▼▼▼

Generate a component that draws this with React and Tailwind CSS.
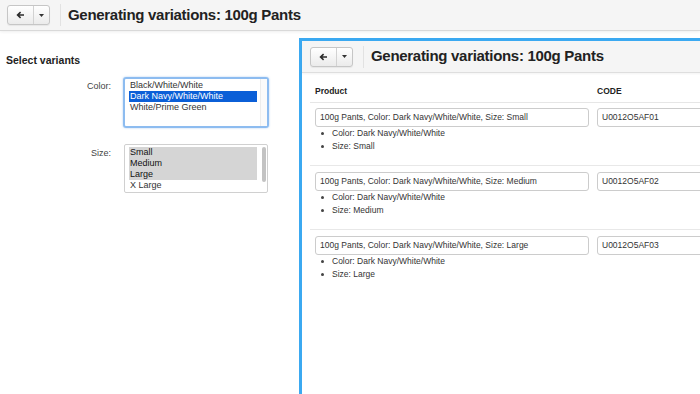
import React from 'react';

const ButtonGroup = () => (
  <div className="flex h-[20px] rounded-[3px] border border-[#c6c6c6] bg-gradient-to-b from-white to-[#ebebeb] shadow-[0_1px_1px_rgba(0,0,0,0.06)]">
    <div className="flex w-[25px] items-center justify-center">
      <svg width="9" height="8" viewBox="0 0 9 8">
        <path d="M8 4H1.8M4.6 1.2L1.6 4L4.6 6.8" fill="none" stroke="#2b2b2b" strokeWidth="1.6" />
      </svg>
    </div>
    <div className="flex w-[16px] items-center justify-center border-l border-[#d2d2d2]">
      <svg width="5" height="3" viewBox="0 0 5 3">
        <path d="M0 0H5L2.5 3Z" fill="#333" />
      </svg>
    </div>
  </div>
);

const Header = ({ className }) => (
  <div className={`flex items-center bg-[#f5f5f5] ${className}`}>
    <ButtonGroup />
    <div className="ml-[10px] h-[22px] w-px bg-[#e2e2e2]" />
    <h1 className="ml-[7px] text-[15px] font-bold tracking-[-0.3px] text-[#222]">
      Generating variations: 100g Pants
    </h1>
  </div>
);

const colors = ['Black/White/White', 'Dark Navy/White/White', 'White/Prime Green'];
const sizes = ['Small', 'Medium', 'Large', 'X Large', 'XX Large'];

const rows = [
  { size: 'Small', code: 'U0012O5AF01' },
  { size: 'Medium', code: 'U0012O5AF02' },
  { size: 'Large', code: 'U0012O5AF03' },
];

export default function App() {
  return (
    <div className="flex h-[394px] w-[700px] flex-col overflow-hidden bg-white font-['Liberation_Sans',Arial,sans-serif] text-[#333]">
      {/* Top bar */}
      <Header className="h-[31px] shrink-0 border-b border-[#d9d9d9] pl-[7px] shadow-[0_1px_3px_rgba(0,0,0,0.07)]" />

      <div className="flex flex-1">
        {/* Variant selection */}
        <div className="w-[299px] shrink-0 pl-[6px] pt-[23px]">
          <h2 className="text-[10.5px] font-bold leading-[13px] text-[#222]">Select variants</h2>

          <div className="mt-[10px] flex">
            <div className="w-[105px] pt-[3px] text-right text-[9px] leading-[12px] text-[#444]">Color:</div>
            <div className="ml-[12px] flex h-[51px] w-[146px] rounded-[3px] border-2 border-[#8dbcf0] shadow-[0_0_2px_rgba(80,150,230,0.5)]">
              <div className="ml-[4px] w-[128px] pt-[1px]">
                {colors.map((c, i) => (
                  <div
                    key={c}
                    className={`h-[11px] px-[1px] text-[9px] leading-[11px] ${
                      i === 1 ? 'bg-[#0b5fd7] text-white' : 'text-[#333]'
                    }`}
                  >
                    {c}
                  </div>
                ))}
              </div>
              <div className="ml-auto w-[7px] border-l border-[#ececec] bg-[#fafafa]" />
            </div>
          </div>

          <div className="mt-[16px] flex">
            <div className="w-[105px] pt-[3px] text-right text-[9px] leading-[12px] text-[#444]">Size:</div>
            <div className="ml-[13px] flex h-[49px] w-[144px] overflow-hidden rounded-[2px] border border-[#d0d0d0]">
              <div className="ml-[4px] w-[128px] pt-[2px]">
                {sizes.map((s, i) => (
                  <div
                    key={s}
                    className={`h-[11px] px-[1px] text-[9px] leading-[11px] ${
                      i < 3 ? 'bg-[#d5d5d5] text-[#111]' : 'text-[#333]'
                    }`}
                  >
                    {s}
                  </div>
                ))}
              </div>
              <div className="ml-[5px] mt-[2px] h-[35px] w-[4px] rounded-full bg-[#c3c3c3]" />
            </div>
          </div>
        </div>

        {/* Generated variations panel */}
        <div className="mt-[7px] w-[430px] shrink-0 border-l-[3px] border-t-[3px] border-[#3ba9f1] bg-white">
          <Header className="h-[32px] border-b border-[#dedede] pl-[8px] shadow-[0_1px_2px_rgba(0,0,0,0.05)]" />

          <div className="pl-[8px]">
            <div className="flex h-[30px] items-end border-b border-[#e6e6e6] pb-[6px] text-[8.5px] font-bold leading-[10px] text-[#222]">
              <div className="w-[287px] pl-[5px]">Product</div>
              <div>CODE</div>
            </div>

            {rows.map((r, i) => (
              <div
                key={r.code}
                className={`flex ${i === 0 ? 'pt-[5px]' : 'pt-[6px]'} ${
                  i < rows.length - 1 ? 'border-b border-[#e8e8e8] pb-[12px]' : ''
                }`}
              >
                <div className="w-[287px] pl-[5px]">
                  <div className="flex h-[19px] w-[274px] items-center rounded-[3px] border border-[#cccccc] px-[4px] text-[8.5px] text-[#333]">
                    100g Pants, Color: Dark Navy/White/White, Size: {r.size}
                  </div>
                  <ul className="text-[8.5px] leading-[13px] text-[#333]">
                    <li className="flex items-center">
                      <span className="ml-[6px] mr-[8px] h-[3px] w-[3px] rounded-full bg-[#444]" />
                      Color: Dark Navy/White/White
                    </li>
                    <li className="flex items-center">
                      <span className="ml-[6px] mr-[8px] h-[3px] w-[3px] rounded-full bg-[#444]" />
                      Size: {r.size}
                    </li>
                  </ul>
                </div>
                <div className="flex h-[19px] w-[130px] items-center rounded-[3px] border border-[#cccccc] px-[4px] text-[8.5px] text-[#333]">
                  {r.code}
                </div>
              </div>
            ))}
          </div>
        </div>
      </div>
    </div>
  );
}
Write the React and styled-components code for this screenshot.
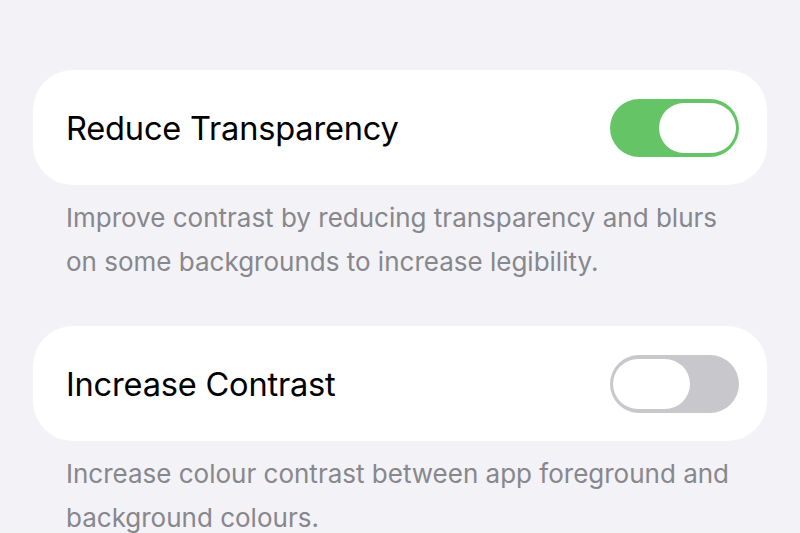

▲▲▲

**Aim of the exercise:** Skip every picture and transcribe the data above exactly.

**Task response:**
Generate a component that draws this with React and Tailwind CSS.
import React from 'react';

const ButtonGroup = () => (
  <div className="flex h-[20px] rounded-[3px] border border-[#c6c6c6] bg-gradient-to-b from-white to-[#ebebeb] shadow-[0_1px_1px_rgba(0,0,0,0.06)]">
    <div className="flex w-[25px] items-center justify-center">
      <svg width="9" height="8" viewBox="0 0 9 8">
        <path d="M8 4H1.8M4.6 1.2L1.6 4L4.6 6.8" fill="none" stroke="#2b2b2b" strokeWidth="1.6" />
      </svg>
    </div>
    <div className="flex w-[16px] items-center justify-center border-l border-[#d2d2d2]">
      <svg width="5" height="3" viewBox="0 0 5 3">
        <path d="M0 0H5L2.5 3Z" fill="#333" />
      </svg>
    </div>
  </div>
);

const Header = ({ className }) => (
  <div className={`flex items-center bg-[#f5f5f5] ${className}`}>
    <ButtonGroup />
    <div className="ml-[10px] h-[22px] w-px bg-[#e2e2e2]" />
    <h1 className="ml-[7px] text-[15px] font-bold tracking-[-0.3px] text-[#222]">
      Generating variations: 100g Pants
    </h1>
  </div>
);

const colors = ['Black/White/White', 'Dark Navy/White/White', 'White/Prime Green'];
const sizes = ['Small', 'Medium', 'Large', 'X Large', 'XX Large'];

const rows = [
  { size: 'Small', code: 'U0012O5AF01' },
  { size: 'Medium', code: 'U0012O5AF02' },
  { size: 'Large', code: 'U0012O5AF03' },
];

export default function App() {
  return (
    <div className="flex h-[394px] w-[700px] flex-col overflow-hidden bg-white font-['Liberation_Sans',Arial,sans-serif] text-[#333]">
      {/* Top bar */}
      <Header className="h-[31px] shrink-0 border-b border-[#d9d9d9] pl-[7px] shadow-[0_1px_3px_rgba(0,0,0,0.07)]" />

      <div className="flex flex-1">
        {/* Variant selection */}
        <div className="w-[299px] shrink-0 pl-[6px] pt-[23px]">
          <h2 className="text-[10.5px] font-bold leading-[13px] text-[#222]">Select variants</h2>

          <div className="mt-[10px] flex">
            <div className="w-[105px] pt-[3px] text-right text-[9px] leading-[12px] text-[#444]">Color:</div>
            <div className="ml-[12px] flex h-[51px] w-[146px] rounded-[3px] border-2 border-[#8dbcf0] shadow-[0_0_2px_rgba(80,150,230,0.5)]">
              <div className="ml-[4px] w-[128px] pt-[1px]">
                {colors.map((c, i) => (
                  <div
                    key={c}
                    className={`h-[11px] px-[1px] text-[9px] leading-[11px] ${
                      i === 1 ? 'bg-[#0b5fd7] text-white' : 'text-[#333]'
                    }`}
                  >
                    {c}
                  </div>
                ))}
              </div>
              <div className="ml-auto w-[7px] border-l border-[#ececec] bg-[#fafafa]" />
            </div>
          </div>

          <div className="mt-[16px] flex">
            <div className="w-[105px] pt-[3px] text-right text-[9px] leading-[12px] text-[#444]">Size:</div>
            <div className="ml-[13px] flex h-[49px] w-[144px] overflow-hidden rounded-[2px] border border-[#d0d0d0]">
              <div className="ml-[4px] w-[128px] pt-[2px]">
                {sizes.map((s, i) => (
                  <div
                    key={s}
                    className={`h-[11px] px-[1px] text-[9px] leading-[11px] ${
                      i < 3 ? 'bg-[#d5d5d5] text-[#111]' : 'text-[#333]'
                    }`}
                  >
                    {s}
                  </div>
                ))}
              </div>
              <div className="ml-[5px] mt-[2px] h-[35px] w-[4px] rounded-full bg-[#c3c3c3]" />
            </div>
          </div>
        </div>

        {/* Generated variations panel */}
        <div className="mt-[7px] w-[430px] shrink-0 border-l-[3px] border-t-[3px] border-[#3ba9f1] bg-white">
          <Header className="h-[32px] border-b border-[#dedede] pl-[8px] shadow-[0_1px_2px_rgba(0,0,0,0.05)]" />

          <div className="pl-[8px]">
            <div className="flex h-[30px] items-end border-b border-[#e6e6e6] pb-[6px] text-[8.5px] font-bold leading-[10px] text-[#222]">
              <div className="w-[287px] pl-[5px]">Product</div>
              <div>CODE</div>
            </div>

            {rows.map((r, i) => (
              <div
                key={r.code}
                className={`flex ${i === 0 ? 'pt-[5px]' : 'pt-[6px]'} ${
                  i < rows.length - 1 ? 'border-b border-[#e8e8e8] pb-[12px]' : ''
                }`}
              >
                <div className="w-[287px] pl-[5px]">
                  <div className="flex h-[19px] w-[274px] items-center rounded-[3px] border border-[#cccccc] px-[4px] text-[8.5px] text-[#333]">
                    100g Pants, Color: Dark Navy/White/White, Size: {r.size}
                  </div>
                  <ul className="text-[8.5px] leading-[13px] text-[#333]">
                    <li className="flex items-center">
                      <span className="ml-[6px] mr-[8px] h-[3px] w-[3px] rounded-full bg-[#444]" />
                      Color: Dark Navy/White/White
                    </li>
                    <li className="flex items-center">
                      <span className="ml-[6px] mr-[8px] h-[3px] w-[3px] rounded-full bg-[#444]" />
                      Size: {r.size}
                    </li>
                  </ul>
                </div>
                <div className="flex h-[19px] w-[130px] items-center rounded-[3px] border border-[#cccccc] px-[4px] text-[8.5px] text-[#333]">
                  {r.code}
                </div>
              </div>
            ))}
          </div>
        </div>
      </div>
    </div>
  );
}
Write the React and styled-components code for this screenshot.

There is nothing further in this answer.